» **What this task involves**
Gather all lines in the data that hold the string "React".

» **Data lines**
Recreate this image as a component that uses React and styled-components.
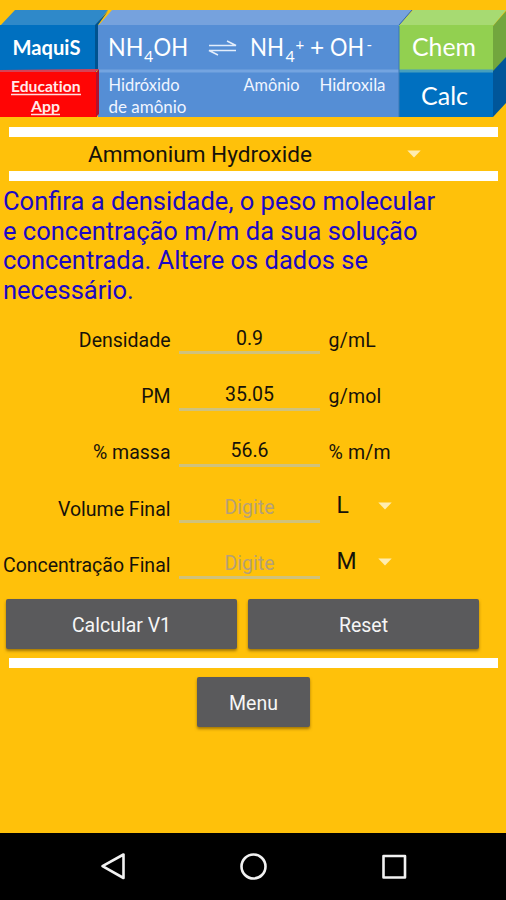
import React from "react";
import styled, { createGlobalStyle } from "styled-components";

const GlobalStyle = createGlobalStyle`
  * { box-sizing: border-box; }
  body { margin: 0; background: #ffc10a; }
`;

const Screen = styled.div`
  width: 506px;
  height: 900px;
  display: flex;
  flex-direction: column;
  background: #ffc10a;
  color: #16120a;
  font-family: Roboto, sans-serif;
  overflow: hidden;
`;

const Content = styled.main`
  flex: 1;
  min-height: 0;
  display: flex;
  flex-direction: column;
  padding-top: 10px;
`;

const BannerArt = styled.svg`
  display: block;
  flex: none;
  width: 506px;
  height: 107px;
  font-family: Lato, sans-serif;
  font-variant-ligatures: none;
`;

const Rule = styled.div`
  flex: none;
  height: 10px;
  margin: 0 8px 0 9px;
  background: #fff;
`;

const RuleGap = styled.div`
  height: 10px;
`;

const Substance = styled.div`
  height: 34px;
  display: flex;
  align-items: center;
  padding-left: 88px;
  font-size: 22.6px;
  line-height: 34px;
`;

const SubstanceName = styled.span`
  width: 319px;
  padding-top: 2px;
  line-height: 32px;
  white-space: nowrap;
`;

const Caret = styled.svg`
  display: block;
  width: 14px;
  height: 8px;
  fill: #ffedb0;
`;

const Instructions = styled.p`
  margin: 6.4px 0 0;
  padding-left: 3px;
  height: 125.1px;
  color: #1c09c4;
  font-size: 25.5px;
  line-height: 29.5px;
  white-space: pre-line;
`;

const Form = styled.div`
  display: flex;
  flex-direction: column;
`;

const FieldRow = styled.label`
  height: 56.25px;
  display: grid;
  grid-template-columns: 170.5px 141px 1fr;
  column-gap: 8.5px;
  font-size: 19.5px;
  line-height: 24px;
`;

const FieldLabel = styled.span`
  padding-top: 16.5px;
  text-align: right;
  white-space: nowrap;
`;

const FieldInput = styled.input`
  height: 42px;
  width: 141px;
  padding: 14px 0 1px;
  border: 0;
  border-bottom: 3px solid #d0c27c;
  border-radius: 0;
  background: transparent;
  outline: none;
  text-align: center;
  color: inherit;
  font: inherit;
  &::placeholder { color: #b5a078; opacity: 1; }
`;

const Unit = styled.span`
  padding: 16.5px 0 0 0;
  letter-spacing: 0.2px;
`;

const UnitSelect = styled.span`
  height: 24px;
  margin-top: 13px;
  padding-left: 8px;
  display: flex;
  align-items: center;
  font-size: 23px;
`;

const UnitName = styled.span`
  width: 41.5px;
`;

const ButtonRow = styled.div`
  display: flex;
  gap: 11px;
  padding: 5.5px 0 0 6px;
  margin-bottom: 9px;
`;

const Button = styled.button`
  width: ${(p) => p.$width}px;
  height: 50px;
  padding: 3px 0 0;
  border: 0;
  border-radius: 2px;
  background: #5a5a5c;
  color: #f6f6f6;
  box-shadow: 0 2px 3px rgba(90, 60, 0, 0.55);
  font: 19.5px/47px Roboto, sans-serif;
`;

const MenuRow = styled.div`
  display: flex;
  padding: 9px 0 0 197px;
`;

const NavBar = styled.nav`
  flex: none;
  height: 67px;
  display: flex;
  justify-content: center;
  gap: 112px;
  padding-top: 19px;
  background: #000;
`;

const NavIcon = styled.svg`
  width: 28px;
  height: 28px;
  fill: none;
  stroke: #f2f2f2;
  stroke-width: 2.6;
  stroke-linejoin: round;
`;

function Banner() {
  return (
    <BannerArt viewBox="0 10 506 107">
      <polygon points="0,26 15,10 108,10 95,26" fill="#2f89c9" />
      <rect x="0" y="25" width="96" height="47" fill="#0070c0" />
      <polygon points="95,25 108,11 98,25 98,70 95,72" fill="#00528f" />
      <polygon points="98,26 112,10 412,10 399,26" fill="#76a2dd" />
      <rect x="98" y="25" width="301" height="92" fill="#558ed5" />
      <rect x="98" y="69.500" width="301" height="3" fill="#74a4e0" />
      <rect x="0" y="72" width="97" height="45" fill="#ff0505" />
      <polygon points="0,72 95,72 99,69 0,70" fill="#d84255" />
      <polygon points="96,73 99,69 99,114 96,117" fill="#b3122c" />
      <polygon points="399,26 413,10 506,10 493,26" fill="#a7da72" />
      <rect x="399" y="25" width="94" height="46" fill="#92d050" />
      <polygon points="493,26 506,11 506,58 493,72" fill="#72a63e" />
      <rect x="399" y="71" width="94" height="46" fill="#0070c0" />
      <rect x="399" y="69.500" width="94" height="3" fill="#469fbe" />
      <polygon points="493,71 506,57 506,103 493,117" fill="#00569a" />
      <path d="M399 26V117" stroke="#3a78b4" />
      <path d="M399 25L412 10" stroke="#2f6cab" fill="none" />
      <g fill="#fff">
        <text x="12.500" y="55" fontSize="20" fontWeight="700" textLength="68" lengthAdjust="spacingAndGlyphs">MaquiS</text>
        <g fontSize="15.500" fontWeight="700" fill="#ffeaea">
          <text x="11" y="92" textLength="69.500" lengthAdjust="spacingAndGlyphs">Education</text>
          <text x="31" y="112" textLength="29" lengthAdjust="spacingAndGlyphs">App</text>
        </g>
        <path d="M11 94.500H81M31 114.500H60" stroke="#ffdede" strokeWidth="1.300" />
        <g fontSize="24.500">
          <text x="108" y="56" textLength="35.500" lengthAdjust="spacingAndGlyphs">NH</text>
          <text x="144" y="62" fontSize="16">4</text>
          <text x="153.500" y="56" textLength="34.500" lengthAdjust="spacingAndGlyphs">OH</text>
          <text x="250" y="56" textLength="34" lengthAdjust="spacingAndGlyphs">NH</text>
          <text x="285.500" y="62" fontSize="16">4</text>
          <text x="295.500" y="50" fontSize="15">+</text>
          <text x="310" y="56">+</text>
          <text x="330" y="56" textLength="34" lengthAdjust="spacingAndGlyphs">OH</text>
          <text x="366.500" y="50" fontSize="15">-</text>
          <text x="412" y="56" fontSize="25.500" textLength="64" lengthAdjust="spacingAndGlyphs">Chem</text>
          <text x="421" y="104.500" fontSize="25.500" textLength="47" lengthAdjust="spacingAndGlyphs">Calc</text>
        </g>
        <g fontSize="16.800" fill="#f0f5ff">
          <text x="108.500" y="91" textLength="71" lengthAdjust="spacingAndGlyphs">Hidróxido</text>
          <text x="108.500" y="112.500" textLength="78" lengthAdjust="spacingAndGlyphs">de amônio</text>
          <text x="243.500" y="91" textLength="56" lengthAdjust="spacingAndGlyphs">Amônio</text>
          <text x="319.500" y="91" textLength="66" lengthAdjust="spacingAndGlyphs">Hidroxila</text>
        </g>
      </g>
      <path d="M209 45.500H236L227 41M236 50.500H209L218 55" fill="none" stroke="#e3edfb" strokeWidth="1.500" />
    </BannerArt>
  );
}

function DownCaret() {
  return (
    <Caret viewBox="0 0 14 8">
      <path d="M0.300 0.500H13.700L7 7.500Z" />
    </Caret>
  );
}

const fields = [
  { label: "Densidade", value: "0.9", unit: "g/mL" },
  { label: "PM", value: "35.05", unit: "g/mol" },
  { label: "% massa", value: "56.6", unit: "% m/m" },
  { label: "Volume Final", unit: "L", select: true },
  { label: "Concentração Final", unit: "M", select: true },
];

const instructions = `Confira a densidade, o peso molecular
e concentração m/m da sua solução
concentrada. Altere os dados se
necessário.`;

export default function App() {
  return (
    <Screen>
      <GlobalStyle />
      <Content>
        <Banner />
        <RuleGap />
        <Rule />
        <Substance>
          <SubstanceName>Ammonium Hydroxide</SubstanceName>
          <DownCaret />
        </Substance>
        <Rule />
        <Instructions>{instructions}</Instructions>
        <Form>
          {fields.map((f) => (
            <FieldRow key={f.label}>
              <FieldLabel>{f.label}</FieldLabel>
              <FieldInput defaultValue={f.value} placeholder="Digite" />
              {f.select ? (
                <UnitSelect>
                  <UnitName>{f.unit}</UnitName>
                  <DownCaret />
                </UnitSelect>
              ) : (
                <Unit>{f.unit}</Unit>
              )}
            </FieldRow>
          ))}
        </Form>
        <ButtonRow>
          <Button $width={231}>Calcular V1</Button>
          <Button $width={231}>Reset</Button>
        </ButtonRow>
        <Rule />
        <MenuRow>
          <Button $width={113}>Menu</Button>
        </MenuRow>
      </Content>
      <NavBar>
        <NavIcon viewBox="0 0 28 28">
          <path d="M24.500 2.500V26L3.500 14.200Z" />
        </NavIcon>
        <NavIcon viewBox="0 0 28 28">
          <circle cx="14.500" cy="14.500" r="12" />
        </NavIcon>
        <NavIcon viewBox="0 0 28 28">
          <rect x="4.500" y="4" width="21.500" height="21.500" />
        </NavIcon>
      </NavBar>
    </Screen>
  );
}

» **Task answer**
Recreate this image as a component that uses React and styled-components.
import React from "react";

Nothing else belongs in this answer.